▶ [Task to carry out]: Search the records for the word "screenshot" and report each line that has it.

▶ [Supplied records]:
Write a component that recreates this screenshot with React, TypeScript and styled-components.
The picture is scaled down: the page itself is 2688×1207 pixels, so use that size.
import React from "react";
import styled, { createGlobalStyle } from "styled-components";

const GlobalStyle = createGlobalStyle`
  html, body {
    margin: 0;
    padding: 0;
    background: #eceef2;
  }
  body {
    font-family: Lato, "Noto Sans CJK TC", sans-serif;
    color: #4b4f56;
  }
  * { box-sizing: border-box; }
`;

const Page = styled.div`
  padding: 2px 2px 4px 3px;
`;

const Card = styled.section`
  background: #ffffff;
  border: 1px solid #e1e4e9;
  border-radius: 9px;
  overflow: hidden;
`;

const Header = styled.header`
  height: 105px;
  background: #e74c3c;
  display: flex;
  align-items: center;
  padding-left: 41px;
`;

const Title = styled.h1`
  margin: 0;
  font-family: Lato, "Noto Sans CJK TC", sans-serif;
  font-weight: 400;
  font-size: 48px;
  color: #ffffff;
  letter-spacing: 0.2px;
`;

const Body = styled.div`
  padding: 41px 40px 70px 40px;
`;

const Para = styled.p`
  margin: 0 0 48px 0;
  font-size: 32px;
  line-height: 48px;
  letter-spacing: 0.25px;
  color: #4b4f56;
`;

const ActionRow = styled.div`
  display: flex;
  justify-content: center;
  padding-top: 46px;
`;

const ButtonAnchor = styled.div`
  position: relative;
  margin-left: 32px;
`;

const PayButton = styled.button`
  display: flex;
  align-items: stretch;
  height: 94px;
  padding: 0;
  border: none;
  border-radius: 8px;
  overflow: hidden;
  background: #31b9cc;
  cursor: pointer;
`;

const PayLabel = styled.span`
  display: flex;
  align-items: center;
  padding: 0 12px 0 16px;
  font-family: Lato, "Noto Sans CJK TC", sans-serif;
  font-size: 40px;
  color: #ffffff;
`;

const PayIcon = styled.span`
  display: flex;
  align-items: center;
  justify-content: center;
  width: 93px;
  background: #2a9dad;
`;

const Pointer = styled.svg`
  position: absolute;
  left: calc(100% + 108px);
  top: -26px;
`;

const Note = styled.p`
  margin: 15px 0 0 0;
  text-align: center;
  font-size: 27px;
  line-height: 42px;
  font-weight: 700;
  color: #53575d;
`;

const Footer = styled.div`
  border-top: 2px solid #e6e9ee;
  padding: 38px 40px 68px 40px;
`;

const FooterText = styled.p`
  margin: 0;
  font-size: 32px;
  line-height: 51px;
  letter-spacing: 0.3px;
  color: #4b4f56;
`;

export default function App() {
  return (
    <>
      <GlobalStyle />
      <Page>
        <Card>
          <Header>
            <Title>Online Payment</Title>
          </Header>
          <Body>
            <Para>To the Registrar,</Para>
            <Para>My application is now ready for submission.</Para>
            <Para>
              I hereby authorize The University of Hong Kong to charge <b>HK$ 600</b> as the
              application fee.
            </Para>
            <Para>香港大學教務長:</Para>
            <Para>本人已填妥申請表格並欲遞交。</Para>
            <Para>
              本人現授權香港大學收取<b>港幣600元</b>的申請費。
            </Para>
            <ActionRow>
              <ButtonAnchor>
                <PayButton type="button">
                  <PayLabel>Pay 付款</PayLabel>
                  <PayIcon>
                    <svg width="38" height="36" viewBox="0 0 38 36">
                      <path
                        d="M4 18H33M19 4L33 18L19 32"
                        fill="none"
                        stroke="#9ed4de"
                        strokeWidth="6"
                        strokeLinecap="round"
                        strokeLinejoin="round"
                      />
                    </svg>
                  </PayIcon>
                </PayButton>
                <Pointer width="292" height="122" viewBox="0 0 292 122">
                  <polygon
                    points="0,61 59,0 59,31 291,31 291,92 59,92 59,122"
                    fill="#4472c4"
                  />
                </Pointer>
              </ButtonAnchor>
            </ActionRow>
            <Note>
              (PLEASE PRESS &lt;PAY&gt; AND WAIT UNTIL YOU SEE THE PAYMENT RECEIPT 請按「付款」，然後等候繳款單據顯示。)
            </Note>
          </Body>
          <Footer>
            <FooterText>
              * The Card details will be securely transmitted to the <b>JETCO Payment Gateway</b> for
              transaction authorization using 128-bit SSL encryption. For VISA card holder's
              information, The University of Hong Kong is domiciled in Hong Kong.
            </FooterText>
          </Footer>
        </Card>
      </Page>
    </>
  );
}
...
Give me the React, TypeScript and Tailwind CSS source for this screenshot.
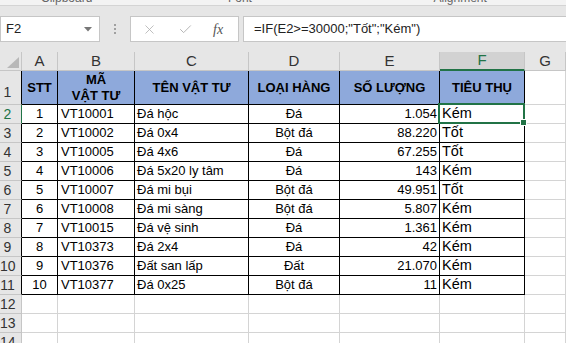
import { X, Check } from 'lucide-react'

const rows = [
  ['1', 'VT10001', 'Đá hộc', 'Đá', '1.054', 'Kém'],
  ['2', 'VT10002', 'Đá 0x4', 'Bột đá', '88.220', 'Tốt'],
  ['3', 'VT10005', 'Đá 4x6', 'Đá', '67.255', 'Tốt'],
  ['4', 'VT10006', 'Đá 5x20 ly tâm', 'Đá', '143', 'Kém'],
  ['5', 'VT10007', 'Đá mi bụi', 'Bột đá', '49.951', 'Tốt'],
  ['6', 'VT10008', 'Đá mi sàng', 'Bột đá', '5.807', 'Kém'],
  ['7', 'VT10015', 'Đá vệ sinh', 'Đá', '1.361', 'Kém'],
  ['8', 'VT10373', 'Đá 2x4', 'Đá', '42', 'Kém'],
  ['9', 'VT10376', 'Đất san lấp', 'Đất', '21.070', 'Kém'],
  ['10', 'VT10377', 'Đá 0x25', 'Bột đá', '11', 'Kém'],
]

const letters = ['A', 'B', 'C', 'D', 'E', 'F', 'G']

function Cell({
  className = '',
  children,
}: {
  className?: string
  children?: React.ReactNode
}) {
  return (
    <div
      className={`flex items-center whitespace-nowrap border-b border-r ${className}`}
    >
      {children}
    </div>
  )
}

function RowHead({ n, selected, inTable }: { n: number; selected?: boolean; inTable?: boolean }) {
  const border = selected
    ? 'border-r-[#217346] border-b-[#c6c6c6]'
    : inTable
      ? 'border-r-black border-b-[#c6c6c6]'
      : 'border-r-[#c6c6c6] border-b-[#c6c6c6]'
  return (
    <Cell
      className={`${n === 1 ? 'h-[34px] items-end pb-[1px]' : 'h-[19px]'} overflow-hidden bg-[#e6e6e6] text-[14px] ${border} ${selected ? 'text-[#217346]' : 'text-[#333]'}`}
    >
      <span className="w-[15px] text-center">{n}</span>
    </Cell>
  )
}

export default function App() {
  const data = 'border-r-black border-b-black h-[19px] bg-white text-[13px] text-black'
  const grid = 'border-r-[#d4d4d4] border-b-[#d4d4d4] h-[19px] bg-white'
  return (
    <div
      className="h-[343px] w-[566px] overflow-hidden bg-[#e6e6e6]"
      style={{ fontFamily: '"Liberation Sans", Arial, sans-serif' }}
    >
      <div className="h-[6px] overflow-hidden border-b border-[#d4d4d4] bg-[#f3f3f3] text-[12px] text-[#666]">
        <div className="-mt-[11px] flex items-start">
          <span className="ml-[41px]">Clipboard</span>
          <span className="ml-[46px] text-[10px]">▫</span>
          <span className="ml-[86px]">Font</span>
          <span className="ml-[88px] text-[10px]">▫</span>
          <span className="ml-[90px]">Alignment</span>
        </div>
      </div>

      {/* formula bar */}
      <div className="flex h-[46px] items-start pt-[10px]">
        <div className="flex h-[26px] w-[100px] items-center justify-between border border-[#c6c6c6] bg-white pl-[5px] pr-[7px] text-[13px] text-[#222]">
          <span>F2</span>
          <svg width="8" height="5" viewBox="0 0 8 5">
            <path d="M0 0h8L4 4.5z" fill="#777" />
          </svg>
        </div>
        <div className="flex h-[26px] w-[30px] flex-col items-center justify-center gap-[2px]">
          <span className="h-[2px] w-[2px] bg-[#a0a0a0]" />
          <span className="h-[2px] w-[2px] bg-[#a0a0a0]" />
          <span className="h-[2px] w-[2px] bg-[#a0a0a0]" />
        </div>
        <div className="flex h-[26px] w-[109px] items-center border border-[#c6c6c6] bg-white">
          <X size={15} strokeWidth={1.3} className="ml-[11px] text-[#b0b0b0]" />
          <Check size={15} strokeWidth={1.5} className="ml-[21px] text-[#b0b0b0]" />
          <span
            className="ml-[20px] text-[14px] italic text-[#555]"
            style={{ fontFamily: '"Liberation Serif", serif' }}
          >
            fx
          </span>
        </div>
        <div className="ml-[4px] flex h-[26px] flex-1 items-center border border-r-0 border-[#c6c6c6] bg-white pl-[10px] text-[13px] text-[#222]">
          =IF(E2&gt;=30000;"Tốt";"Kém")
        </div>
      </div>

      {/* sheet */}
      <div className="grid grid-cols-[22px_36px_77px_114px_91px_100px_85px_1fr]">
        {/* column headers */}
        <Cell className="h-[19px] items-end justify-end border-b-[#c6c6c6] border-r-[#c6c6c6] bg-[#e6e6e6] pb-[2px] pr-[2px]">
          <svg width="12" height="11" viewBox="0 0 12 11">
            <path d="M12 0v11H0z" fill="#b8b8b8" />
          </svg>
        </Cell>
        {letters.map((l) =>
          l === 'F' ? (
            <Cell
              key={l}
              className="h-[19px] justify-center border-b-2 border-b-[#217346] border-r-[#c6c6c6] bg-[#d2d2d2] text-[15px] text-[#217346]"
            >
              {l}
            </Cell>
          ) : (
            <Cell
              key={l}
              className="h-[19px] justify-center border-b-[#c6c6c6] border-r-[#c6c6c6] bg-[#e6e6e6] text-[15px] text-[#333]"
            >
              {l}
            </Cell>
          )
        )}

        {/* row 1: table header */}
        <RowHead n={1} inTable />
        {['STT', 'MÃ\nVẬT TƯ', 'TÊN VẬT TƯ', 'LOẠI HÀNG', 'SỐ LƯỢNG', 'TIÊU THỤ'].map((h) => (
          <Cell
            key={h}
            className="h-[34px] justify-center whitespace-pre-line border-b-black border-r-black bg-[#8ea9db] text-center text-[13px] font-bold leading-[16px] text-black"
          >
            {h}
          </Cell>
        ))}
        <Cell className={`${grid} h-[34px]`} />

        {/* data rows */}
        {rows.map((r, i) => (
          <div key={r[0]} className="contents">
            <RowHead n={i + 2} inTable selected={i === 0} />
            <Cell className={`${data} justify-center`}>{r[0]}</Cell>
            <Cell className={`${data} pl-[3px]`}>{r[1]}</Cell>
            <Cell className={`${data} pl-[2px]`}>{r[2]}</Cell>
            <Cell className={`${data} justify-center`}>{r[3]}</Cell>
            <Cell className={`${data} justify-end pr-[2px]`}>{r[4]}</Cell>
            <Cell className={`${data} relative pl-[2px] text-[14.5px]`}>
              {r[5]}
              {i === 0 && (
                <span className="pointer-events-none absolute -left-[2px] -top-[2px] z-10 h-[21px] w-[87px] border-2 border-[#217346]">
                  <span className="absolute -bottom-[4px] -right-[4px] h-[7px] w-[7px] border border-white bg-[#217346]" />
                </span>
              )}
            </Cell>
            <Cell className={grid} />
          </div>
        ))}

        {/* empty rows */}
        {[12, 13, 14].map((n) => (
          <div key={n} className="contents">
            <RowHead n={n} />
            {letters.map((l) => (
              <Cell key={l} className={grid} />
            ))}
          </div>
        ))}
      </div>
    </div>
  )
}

▶ [Task response]:
Write a component that recreates this screenshot with React, TypeScript and styled-components.
Give me the React, TypeScript and Tailwind CSS source for this screenshot.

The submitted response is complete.